As the ISS approaches its planned retirement at the end of the decade, NASA is encouraging the development of Commercial LEO Destinations (CLDs). Companies like Axiom Space, Blue Origin, and Sierra Space are developing private space stations. These future platforms are intended to serve both government agency science needs and emerging commercial markets, such as in-space manufacturing and space tourism.
Emerging Orbital Services
A new sector of infrastructure is emerging focused on servicing assets already in space. In-space Servicing, Assembly, and Manufacturing (ISAM) encompasses capabilities such as refueling satellites to extend their lifespans, repairing malfunctioning solar arrays, or even assembling large structures in orbit that are too bulky to launch on a single rocket. This marks a shift away from the paradigm of single-use satellites toward sustainable, maintainable orbital architecture.
The Invisible Infrastructure: Spectrum and Policy
Connecting the physical hardware of the space economy is an invisible infrastructure comprised of radio frequency spectrum and regulatory frameworks.

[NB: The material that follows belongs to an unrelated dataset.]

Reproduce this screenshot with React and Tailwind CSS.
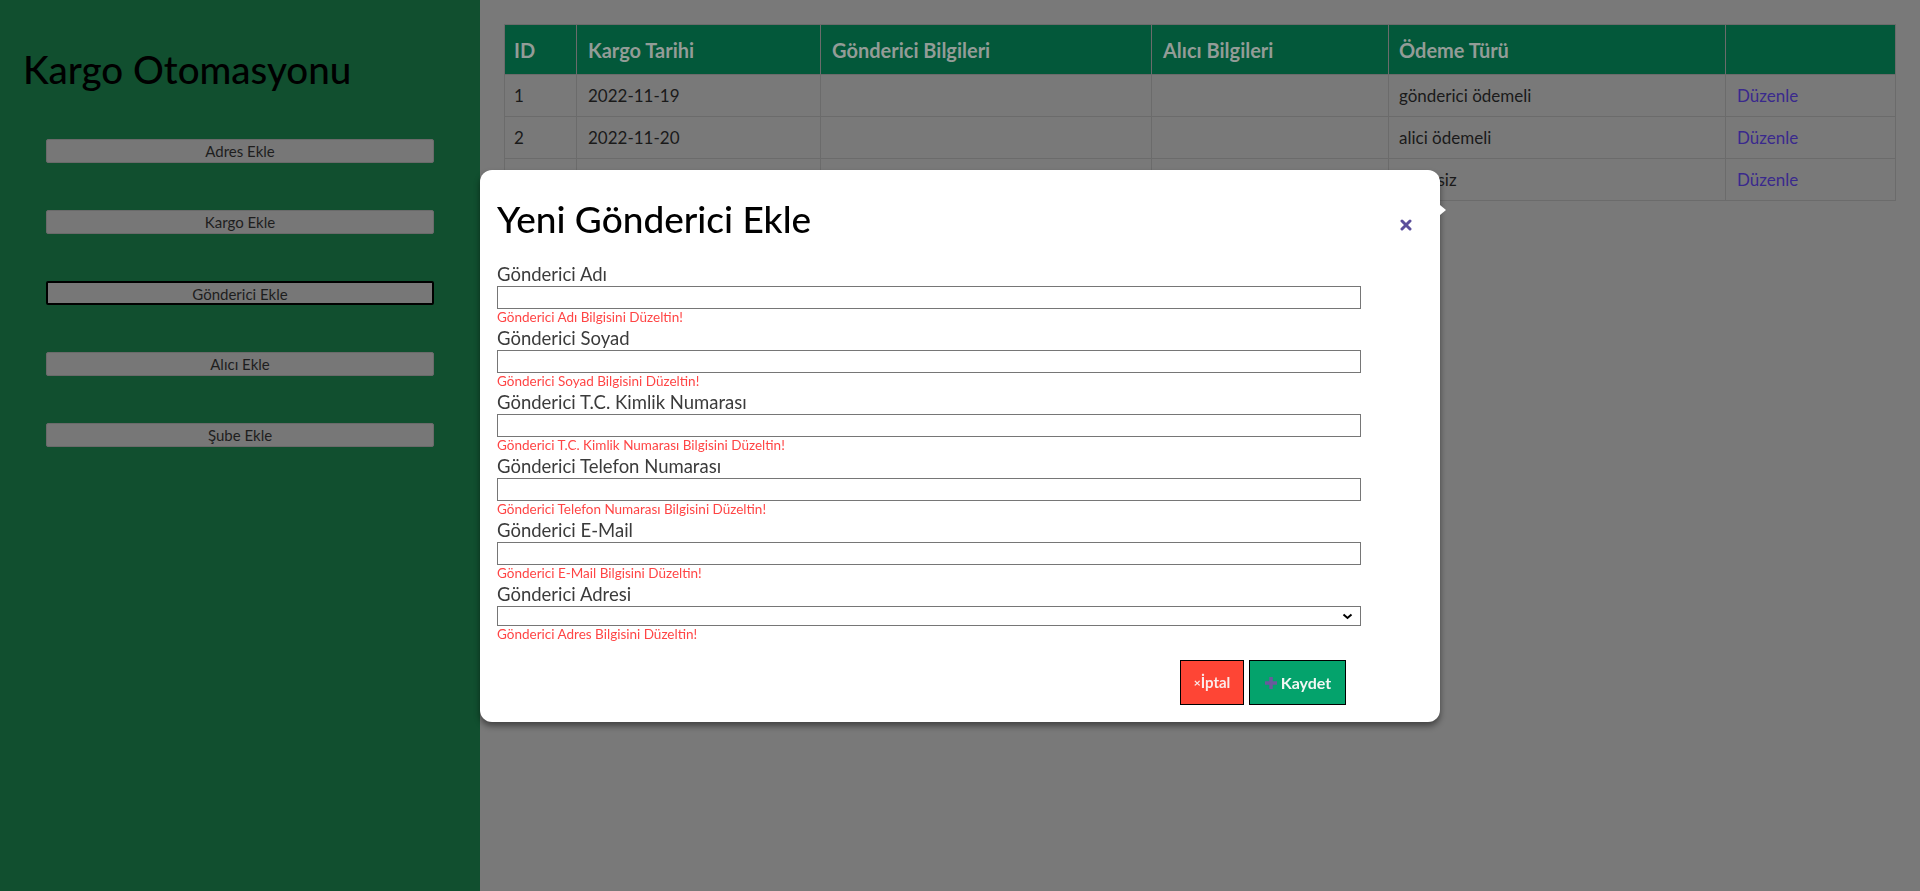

Radio Frequency Spectrum Allocation
Every satellite, launch vehicle, and ground station requires access to radio frequency (RF) spectrum to transmit data and commands. The spectrum is a finite physical resource. Different frequencies have different characteristics; lower frequencies (like L-band) pass easily through weather and foliage but carry less data, while higher frequencies (like Ka-band or V-band) can carry vast amounts of data but are easily disrupted by rain.
The allocation of these frequencies is a complex international and domestic process. Globally, the International Telecommunication Union (ITU), a UN agency, coordinates spectrum to prevent satellites from different nations interfering with one another. Domestically, the Federal Communications Commission (FCC) licenses commercial satellite spectrum use, while the National Telecommunications and Information Administration (NTIA) manages federal government use.
Competition for spectrum is fierce. Satellite operators often find themselves competing with terrestrial mobile phone carriers for access to valuable mid-band spectrum, as seen in recent debates over C-band reallocation for 5G networks. Protecting satellite spectrum from terrestrial interference is a constant policy and engineering challenge.
Regulatory Frameworks
The regulatory environment provides the rules of the road for space operators.
The Federal Aviation Administration (FAA), specifically its Office of Commercial Space Transportation, is responsible for licensing commercial launches and reentries to ensure the protection of the public, property, and national security interests. They do not certify the rocket works; they certify that its trajectory and safety systems will not endanger the uninvolved public.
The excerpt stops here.